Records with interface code
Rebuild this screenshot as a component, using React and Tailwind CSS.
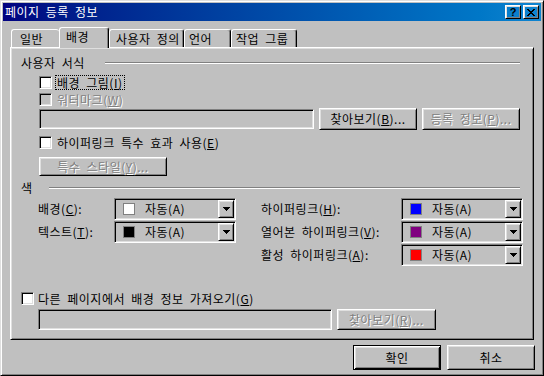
import React from 'react';

const FONT = "font-['Noto_Sans_CJK_KR','Noto_Sans',sans-serif]";
const raised = 'border border-t-white border-l-white border-b-black border-r-black shadow-[inset_1px_1px_0_#dfdfdf,inset_-1px_-1px_0_#808080]';
const sunken = 'border border-t-[#808080] border-l-[#808080] border-b-white border-r-white shadow-[inset_1px_1px_0_#000,inset_-1px_-1px_0_#dfdfdf]';
const grayText = 'text-[#808080] [text-shadow:1px_1px_0_#fff]';

const Check = ({ disabled }) => (
  <span className={`block shrink-0 w-[13px] h-[13px] ${sunken} ${disabled ? 'bg-[#c0c0c0]' : 'bg-white'}`} />
);

const Button = ({ children, disabled, className = '' }) => (
  <div className={`flex items-center justify-center shrink-0 ${raised} ${disabled ? grayText : ''} ${className}`}>{children}</div>
);

const Field = ({ className = '' }) => <div className={`shrink-0 bg-[#c0c0c0] ${sunken} ${className}`} />;

const Arrow = () => (
  <svg width="7" height="4" viewBox="0 0 7 4" shapeRendering="crispEdges">
    <path d="M0 0h7v1H0zM1 1h5v1H1zM2 2h3v1H2zM3 3h1v1H3z" fill="#000" />
  </svg>
);

const Combo = ({ color }) => (
  <div className={`w-[122px] h-[22px] shrink-0 flex items-center p-px ${sunken}`}>
    <span className={`ml-[7px] w-[12px] h-[12px] border border-[#808080] ${color}`} />
    <span className="ml-[10px] flex-1">자동(A)</span>
    <div className={`w-[16px] h-full flex items-center justify-center ${raised}`}>
      <Arrow />
    </div>
  </div>
);

const Tab = ({ children, className = '' }) => (
  <div className={`h-[18px] flex items-center border-t border-l border-t-white border-l-white rounded-t-[3px] ${className}`}>
    {children}
  </div>
);

export default function App() {
  return (
    <div className={`w-[544px] h-[376px] bg-[#c0c0c0] text-black text-[12px] leading-[14px] tracking-[0.5px] [word-spacing:3px] ${FONT} border border-t-[#dfdfdf] border-l-[#dfdfdf] border-b-black border-r-black shadow-[inset_1px_1px_0_#fff,inset_-1px_-1px_0_#808080] p-[2px] flex flex-col`}>
      {/* title bar */}
      <div className="h-[18px] shrink-0 flex items-center pl-[2px] pr-[2px] bg-linear-to-r from-[#000080] to-[#1084d0]">
        <span className="text-white flex-1">페이지 등록 정보</span>
        <div className={`w-[16px] h-[14px] flex items-center justify-center ${raised} font-['Liberation_Sans',sans-serif] font-bold text-[11px] leading-none tracking-normal`}>?</div>
        <div className={`ml-[2px] w-[16px] h-[14px] flex items-center justify-center ${raised}`}>
          <svg width="8" height="7" viewBox="0 0 8 7" shapeRendering="crispEdges">
            <path d="M0 0h2v1H0zM6 0h2v1H6zM1 1h2v1H1zM5 1h2v1H5zM2 2h4v1H2zM3 3h2v1H3zM2 4h4v1H2zM1 5h2v1H1zM5 5h2v1H5zM0 6h2v1H0zM6 6h2v1H6z" fill="#000" />
          </svg>
        </div>
      </div>

      {/* body */}
      <div className="mt-[6px] pl-[7px]">
        {/* tabs */}
        <div className="h-[20px] flex items-end pl-px">
          <Tab className="w-[48px] pl-[8px]">일반</Tab>
          <div className={`relative z-10 w-[50px] h-[21px] -mb-px pl-[6px] flex items-center pb-[2px] bg-[#c0c0c0] border-t border-l border-r border-t-white border-l-white border-r-black shadow-[inset_-1px_0_0_#808080] rounded-t-[3px]`}>배경</div>
          <Tab className="w-[75px] pl-[6px] border-r border-r-black shadow-[inset_-1px_0_0_#808080]">사용자 정의</Tab>
          <Tab className="w-[47px] pl-[4px] border-r border-r-black shadow-[inset_-1px_0_0_#808080]">언어</Tab>
          <Tab className="w-[66px] pl-[4px] border-r border-r-black shadow-[inset_-1px_0_0_#808080]">작업 그룹</Tab>
        </div>

        {/* panel */}
        <div className="w-[524px] h-[293px] flex flex-col border border-t-white border-l-white border-b-black border-r-black shadow-[inset_1px_1px_0_#dfdfdf,inset_-1px_-1px_0_#808080]">
          <div className="mt-[7px] h-[16px] flex items-center pl-[10px]">
            <span className="w-[84px]">사용자 서식</span>
            <span className="w-[415px] h-[2px] border-t border-t-[#808080] border-b border-b-white" />
          </div>

          <div className="mt-[4px] h-[15px] flex items-center pl-[28px]">
            <Check />
            <span className="ml-[3px] px-px border border-dotted border-black leading-[13px]">배경 그림(<u className="underline">I</u>)</span>
          </div>

          <div className="mt-[2px] h-[15px] flex items-center pl-[28px]">
            <Check disabled />
            <span className={`ml-[5px] ${grayText}`}>워터마크(<u className="underline">W</u>)</span>
          </div>

          <div className="mt-px h-[22px] flex items-center pl-[28px]">
            <Field className="w-[275px] h-[20px]" />
            <Button className="ml-[5px] w-[98px] h-[22px]">찾아보기(<u className="underline">B</u>)...</Button>
            <Button disabled className="ml-[5px] w-[98px] h-[22px]">등록 정보(<u className="underline">P</u>)...</Button>
          </div>

          <div className="mt-[5px] h-[15px] flex items-center pl-[28px]">
            <Check />
            <span className="ml-[5px]">하이퍼링크 특수 효과 사용(<u className="underline">E</u>)</span>
          </div>

          <div className="mt-[7px] h-[19px] flex pl-[28px]">
            <Button disabled className="w-[128px] h-[19px]">특수 스타일(<u className="underline">Y</u>)...</Button>
          </div>

          <div className="mt-[4px] h-[15px] flex items-center pl-[10px]">
            <span className="w-[28px]">색</span>
            <span className="w-[471px] h-[2px] border-t border-t-[#808080] border-b border-b-white" />
          </div>

          <div className="mt-[3px] flex pl-[27px]">
            <div className="flex flex-col gap-px">
              <div className="h-[22px] flex items-center">
                <span className="w-[76px]">배경(<u className="underline">C</u>):</span>
                <Combo color="bg-white" />
              </div>
              <div className="h-[22px] flex items-center">
                <span className="w-[76px]">텍스트(<u className="underline">T</u>):</span>
                <Combo color="bg-black" />
              </div>
            </div>
            <div className="ml-[25px] flex flex-col gap-px">
              <div className="h-[22px] flex items-center">
                <span className="w-[140px]">하이퍼링크(<u className="underline">H</u>):</span>
                <Combo color="bg-[#0000ff]" />
              </div>
              <div className="h-[22px] flex items-center">
                <span className="w-[140px]">열어본 하이퍼링크(<u className="underline">V</u>):</span>
                <Combo color="bg-[#800080]" />
              </div>
              <div className="h-[22px] flex items-center">
                <span className="w-[140px]">활성 하이퍼링크(<u className="underline">A</u>):</span>
                <Combo color="bg-[#ff0000]" />
              </div>
            </div>
          </div>

          <div className="mt-[25px] h-[15px] flex items-center pl-[10px]">
            <Check />
            <span className="ml-[4px]">다른 페이지에서 배경 정보 가져오기(<u className="underline">G</u>)</span>
          </div>

          <div className="mt-[3px] h-[22px] flex items-start pl-[27px]">
            <Field className="w-[294px] h-[21px]" />
            <Button disabled className="ml-[5px] w-[99px] h-[21px]">찾아보기(<u className="underline">R</u>)...</Button>
          </div>
        </div>
      </div>

      {/* buttons */}
      <div className="mt-[5px] flex justify-end gap-[6px] pr-[6px]">
        <div className="w-[88px] h-[25px] flex items-center justify-center border border-black shadow-[inset_1px_1px_0_#fff,inset_-1px_-1px_0_#000,inset_2px_2px_0_#dfdfdf,inset_-2px_-2px_0_#808080]">확인</div>
        <Button className="w-[88px] h-[25px]">취소</Button>
      </div>
    </div>
  );
}
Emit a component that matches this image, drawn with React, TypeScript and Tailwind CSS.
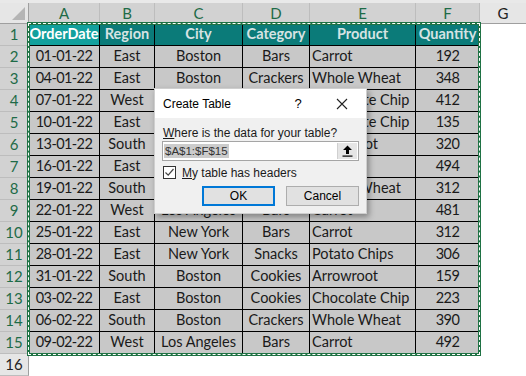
import React from "react";

const rows: string[][] = [
  ["01-01-22", "East", "Boston", "Bars", "Carrot", "192"],
  ["04-01-22", "East", "Boston", "Crackers", "Whole Wheat", "348"],
  ["07-01-22", "West", "Los Angeles", "Cookies", "Chocolate Chip", "412"],
  ["10-01-22", "East", "Boston", "Cookies", "Chocolate Chip", "135"],
  ["13-01-22", "South", "Boston", "Cookies", "Arrowroot", "320"],
  ["16-01-22", "East", "Boston", "Bars", "Carrot", "494"],
  ["19-01-22", "South", "Los Angeles", "Crackers", "Whole Wheat", "312"],
  ["22-01-22", "West", "Los Angeles", "Bars", "Carrot", "481"],
  ["25-01-22", "East", "New York", "Bars", "Carrot", "312"],
  ["28-01-22", "East", "New York", "Snacks", "Potato Chips", "306"],
  ["31-01-22", "South", "Boston", "Cookies", "Arrowroot", "159"],
  ["03-02-22", "East", "Boston", "Cookies", "Chocolate Chip", "223"],
  ["06-02-22", "South", "Boston", "Crackers", "Whole Wheat", "390"],
  ["09-02-22", "West", "Los Angeles", "Bars", "Carrot", "492"],
];

const headers = ["OrderDate", "Region", "City", "Category", "Product", "Quantity"];
const letters = ["A", "B", "C", "D", "E", "F"];

const cellFont = { fontFamily: "Lato, 'Liberation Sans', sans-serif" };
const uiFont = { fontFamily: "'Liberation Sans', Arial, sans-serif" };

export default function App() {
  return (
    <div className="relative w-[526px] h-[376px] overflow-hidden bg-white select-none" style={cellFont}>
      <div className="h-[3px] bg-[#e9e9e9]" />
      <div className="grid grid-cols-[29px_71px_55px_88px_67px_106px_64px_1fr] grid-rows-[21px_repeat(16,22px)] text-[14.5px] leading-none">
        {/* corner */}
        <div className="relative bg-[#e6e6e6] border-r border-b border-[#9f9f9f]">
          <div className="absolute right-[3px] bottom-[3px] w-0 h-0 border-l-[13px] border-l-transparent border-b-[13px] border-b-[#b5b5b5]" />
        </div>
        {letters.map((l) => (
          <div key={l} className="flex items-center justify-center bg-[#d2d2d2] border-r border-b border-r-[#bdbdbd] border-b-[#9f9f9f] text-[#1e6b47] text-[15px]">
            {l}
          </div>
        ))}
        <div className="flex items-center justify-center bg-[#e6e6e6] border-b border-[#9f9f9f] text-[#222] text-[15px]">
          G
        </div>

        {/* header row */}
        <div className="flex items-center justify-center bg-[#d2d2d2] border-r border-b border-r-[#9f9f9f] border-b-[#bdbdbd] text-[#1e6b47] text-[15px]">1</div>
        {headers.map((h, i) => (
          <div
            key={h}
            className={
              "flex items-center justify-center font-bold border-r border-b border-black whitespace-nowrap " +
              (i === 0 ? "bg-[#12a09d] text-white" : "bg-[#0b7b79] text-[#d6e3e3]")
            }
          >
            {h}
          </div>
        ))}
        <div className="bg-white" />

        {rows.map((r, ri) => (
          <React.Fragment key={ri}>
            <div className="flex items-center justify-center bg-[#d2d2d2] border-r border-b border-r-[#9f9f9f] border-b-[#bdbdbd] text-[#1e6b47] text-[15px]">
              {ri + 2}
            </div>
            {r.map((c, ci) => (
              <div
                key={ci}
                className={
                  "flex items-center bg-[#c8c8c8] border-r border-b border-black text-[#1a1a1a] whitespace-nowrap overflow-hidden " +
                  (ci === 4 ? "justify-start pl-[2px]" : "justify-center") +
                  (ci === 0 || ci === 5 ? " tracking-[-0.6px]" : "")
                }
              >
                {c}
              </div>
            ))}
            <div className="bg-white" />
          </React.Fragment>
        ))}

        <div className="flex items-center justify-center bg-[#e6e6e6] border-r border-b border-r-[#9f9f9f] border-b-[#bdbdbd] text-[#222] text-[15px]">16</div>
        <div className="col-span-7 bg-white" />
      </div>

      {/* selection marquee */}
      <div className="absolute left-[27px] top-[22px] w-[454px] h-[334px] border-[3px] border-[#1f7244] pointer-events-none">
        <div className="absolute -inset-[2px] border border-dashed border-white" />
      </div>

      {/* dialog */}
      <div
        className="absolute left-[154px] top-[88px] w-[213px] h-[126px] flex flex-col border border-[#cfcfcf] shadow-[2px_3px_6px_rgba(0,0,0,0.35)] text-[12px] text-[#000]"
        style={uiFont}
      >
        <div className="h-[29px] bg-white flex items-center pl-[8px]">
          <span className="flex-1">Create Table</span>
          <span className="w-[20px] text-center mr-[28px] text-[13px]">?</span>
          <svg width="12" height="12" viewBox="0 0 12 12" className="mr-[18px]">
            <path d="M1 1 L11 11 M11 1 L1 11" stroke="#222" strokeWidth="1.1" />
          </svg>
        </div>
        <div className="flex-1 bg-[#f0f0f0] flex flex-col px-[7px] pt-[7px]">
          <div className="h-[16px] leading-[16px] pl-[1px] text-[#1a1a1a]">
            <span className="underline">W</span>here is the data for your table?
          </div>
          <div className="h-[20px] flex border border-[#a5a5a5] bg-white">
            <div className="flex-1 flex items-center pl-[1px]">
              <span className="bg-[#cccccc] text-[#333] leading-[14px] px-[1px] text-[11.5px]">$A$1:$F$15</span>
            </div>
            <div className="w-[20px] flex items-center justify-center bg-[#e5e5e5] border-l border-[#d0d0d0] my-[1px] mr-[1px]">
              <svg width="11" height="12" viewBox="0 0 11 12">
                <path d="M5.5 0.5 L10 5 L7 5 L7 9 L4 9 L4 5 L1 5 Z" fill="#000" />
                <rect x="0.5" y="10.5" width="10" height="1.2" fill="#000" />
              </svg>
            </div>
          </div>
          <div className="flex items-center mt-[5px] h-[13px]">
            <div className="w-[13px] h-[13px] border border-[#333] bg-white flex items-center justify-center ml-[1px]">
              <svg width="11" height="11" viewBox="0 0 11 11">
                <path d="M1.5 5.5 L4.2 8.2 L9.5 2" fill="none" stroke="#444" strokeWidth="1.2" />
              </svg>
            </div>
            <span className="ml-[6px] text-[#1a1a1a]">
              <span className="underline">M</span>y table has headers
            </span>
          </div>
          <div className="flex justify-end gap-[11px] mt-[7px]">
            <div className="w-[73px] h-[20px] flex items-center justify-center border-2 border-[#0078d7] bg-[#e1e1e1]">OK</div>
            <div className="w-[73px] h-[20px] flex items-center justify-center border border-[#adadad] bg-[#e1e1e1]">Cancel</div>
          </div>
        </div>
      </div>
    </div>
  );
}
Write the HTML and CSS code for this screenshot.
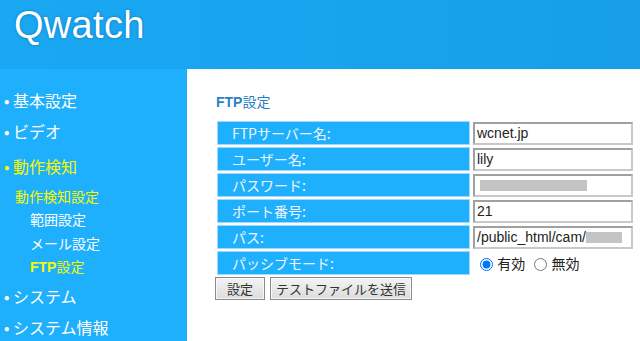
FILE: index.html
```html
<!DOCTYPE html>
<html lang="ja">
<head>
    <meta charset="UTF-8">
    <title>Qwatch - FTP設定</title>
    <link rel="stylesheet" href="styles.css">
</head>
<body>
    <div class="header">
        <div class="logo">Qwatch</div>
    </div>
    <div class="wrap">
        <div class="side">
            <div class="nav-top">• 基本設定</div>
            <div class="nav-top">• ビデオ</div>
            <div class="nav-top active">• 動作検知</div>
            <div class="nav-sub active">動作検知設定</div>
            <div class="nav-sub2">範囲設定</div>
            <div class="nav-sub2">メール設定</div>
            <div class="nav-sub2 active ftp"><b>FTP</b>設定</div>
            <div class="nav-top">• システム</div>
            <div class="nav-top">• システム情報</div>
        </div>
        <div class="main">
            <h2 class="title"><b>FTP</b>設定</h2>
            <table class="form-table">
                <tr>
                    <td class="label">FTPサーバー名:</td>
                    <td><div class="field">wcnet.jp</div></td>
                </tr>
                <tr>
                    <td class="label">ユーザー名:</td>
                    <td><div class="field">lily</div></td>
                </tr>
                <tr>
                    <td class="label">パスワード:</td>
                    <td><div class="field"><span class="redact pw"></span></div></td>
                </tr>
                <tr>
                    <td class="label">ポート番号:</td>
                    <td><div class="field">21</div></td>
                </tr>
                <tr>
                    <td class="label">パス:</td>
                    <td><div class="field">/public_html/cam/<span class="redact path"></span></div></td>
                </tr>
                <tr>
                    <td class="label">パッシブモード:</td>
                    <td class="radios">
                        <label><input type="radio" name="pasv" checked> 有効</label>
                        <label><input type="radio" name="pasv"> 無効</label>
                    </td>
                </tr>
            </table>
            <div class="buttons">
                <button class="btn btn-set">設定</button>
                <button class="btn">テストファイルを送信</button>
            </div>
        </div>
    </div>
</body>
</html>
```

FILE: styles.css
```css
* {
    box-sizing: border-box;
}

body {
    margin: 0;
    font-family: "Liberation Sans", "Noto Sans CJK JP", sans-serif;
    background-color: #ffffff;
    height: 341px;
    overflow: hidden;
}

.header {
    height: 69px;
    background: linear-gradient(to right, #1aa8f3, #169fe8);
    padding: 3px 0 0 14px;
}

.logo {
    font-size: 38px;
    color: #ffffff;
    line-height: 44px;
    text-shadow: 0 0 3px rgba(0, 60, 120, 0.45);
    letter-spacing: 0.3px;
}

.wrap {
    display: flex;
    height: 272px;
}

.side {
    width: 187px;
    background-color: #1eb0fd;
    color: #ffffff;
    padding-top: 16px;
    font-family: "Noto Sans CJK JP", sans-serif;
}

.nav-top {
    font-size: 16px;
    line-height: 31px;
    padding-left: 4px;
}

.nav-top.active {
    margin-top: 4px;
}

.nav-sub {
    font-size: 14px;
    line-height: 24px;
    padding-left: 15px;
    margin-top: 2px;
}

.nav-sub2 {
    font-size: 14px;
    line-height: 23.5px;
    padding-left: 30px;
}

.ftp {
    margin-bottom: 1px;
}

.ftp b,
.title b {
    font-family: "Liberation Sans", sans-serif;
    font-weight: bold;
}

.side .active {
    color: #f7f700;
}

.main {
    flex: 1;
    padding: 21px 0 0 28px;
}

.title {
    margin: 0 0 6px 1px;
    font-size: 14px;
    line-height: 22px;
    color: #2a7fc4;
    font-weight: normal;
    font-family: "Noto Sans CJK JP", sans-serif;
}

.form-table {
    border-collapse: separate;
    border-spacing: 2px;
    font-family: "Noto Sans CJK JP", sans-serif;
}

.form-table td {
    height: 24px;
    padding: 0;
}

.form-table td.label {
    width: 253px;
    background-color: #1eb0fd;
    border: 1px solid #9fd9fb;
    color: #eef6ff;
    font-size: 14px;
    padding-left: 14px;
}

.field {
    width: 160px;
    height: 23px;
    margin-left: 1px;
    border: 2px solid #a0a0a0;
    border-right-color: #c8c8c8;
    border-bottom-color: #c8c8c8;
    font-family: "Liberation Sans", sans-serif;
    font-size: 14px;
    color: #222222;
    line-height: 19px;
    padding-left: 2px;
    white-space: nowrap;
    overflow: hidden;
}

.redact {
    display: inline-block;
    background-color: #c4c4c4;
    height: 11px;
    vertical-align: -1px;
}

.redact.pw {
    width: 107px;
    margin-left: 3px;
}

.redact.path {
    width: 36px;
}

.radios {
    font-size: 14px;
    color: #222222;
    padding-left: 3px !important;
}

.radios label {
    margin-right: 1px;
}

.radios input {
    margin: 0 1px 0 5px;
    vertical-align: -2px;
}

.buttons {
    display: flex;
    gap: 5px;
}

.btn {
    height: 23px;
    padding: 0 5px;
    font-family: "Noto Sans CJK JP", sans-serif;
    font-size: 13px;
    color: #333333;
    background: linear-gradient(#f4f4f4, #dcdcdc);
    border: 1px solid #8a8a8a;
    border-radius: 0;
    box-shadow: inset 0 0 0 1px #f8f8f8;
}

.btn-set {
    width: 50px;
    padding: 0;
}
```
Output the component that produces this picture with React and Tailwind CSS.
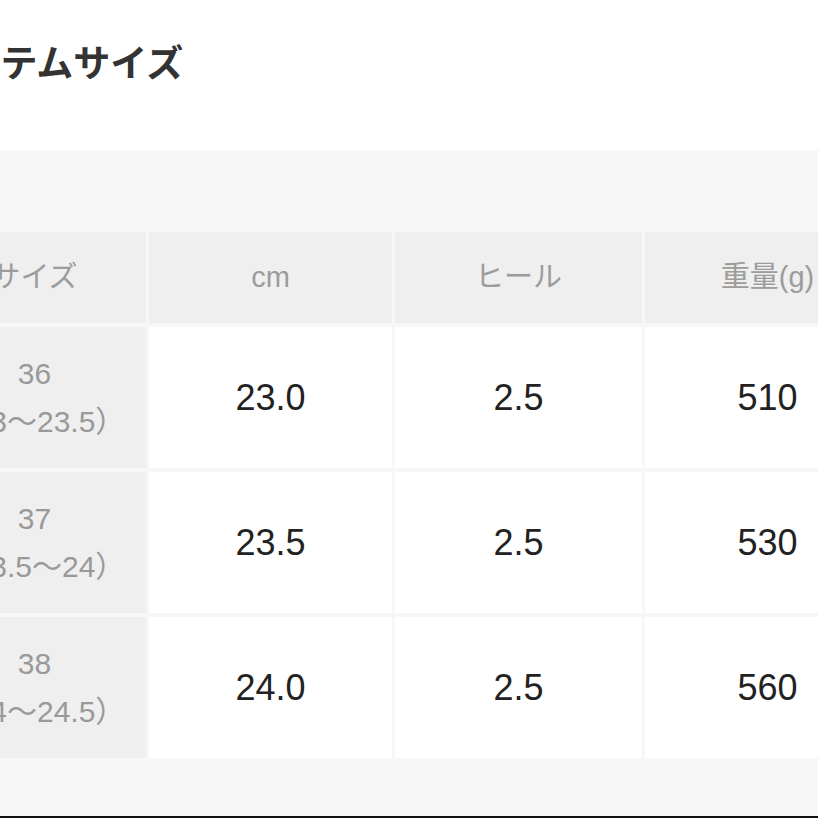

### EXERCISE AIM
Without the pictures, return the listing above from its first line through the line that has "import React from 'react';".

### RESPONSE TO THIS EXERCISE
Rebuild this screenshot as a component, using React and Tailwind CSS.
import React from 'react';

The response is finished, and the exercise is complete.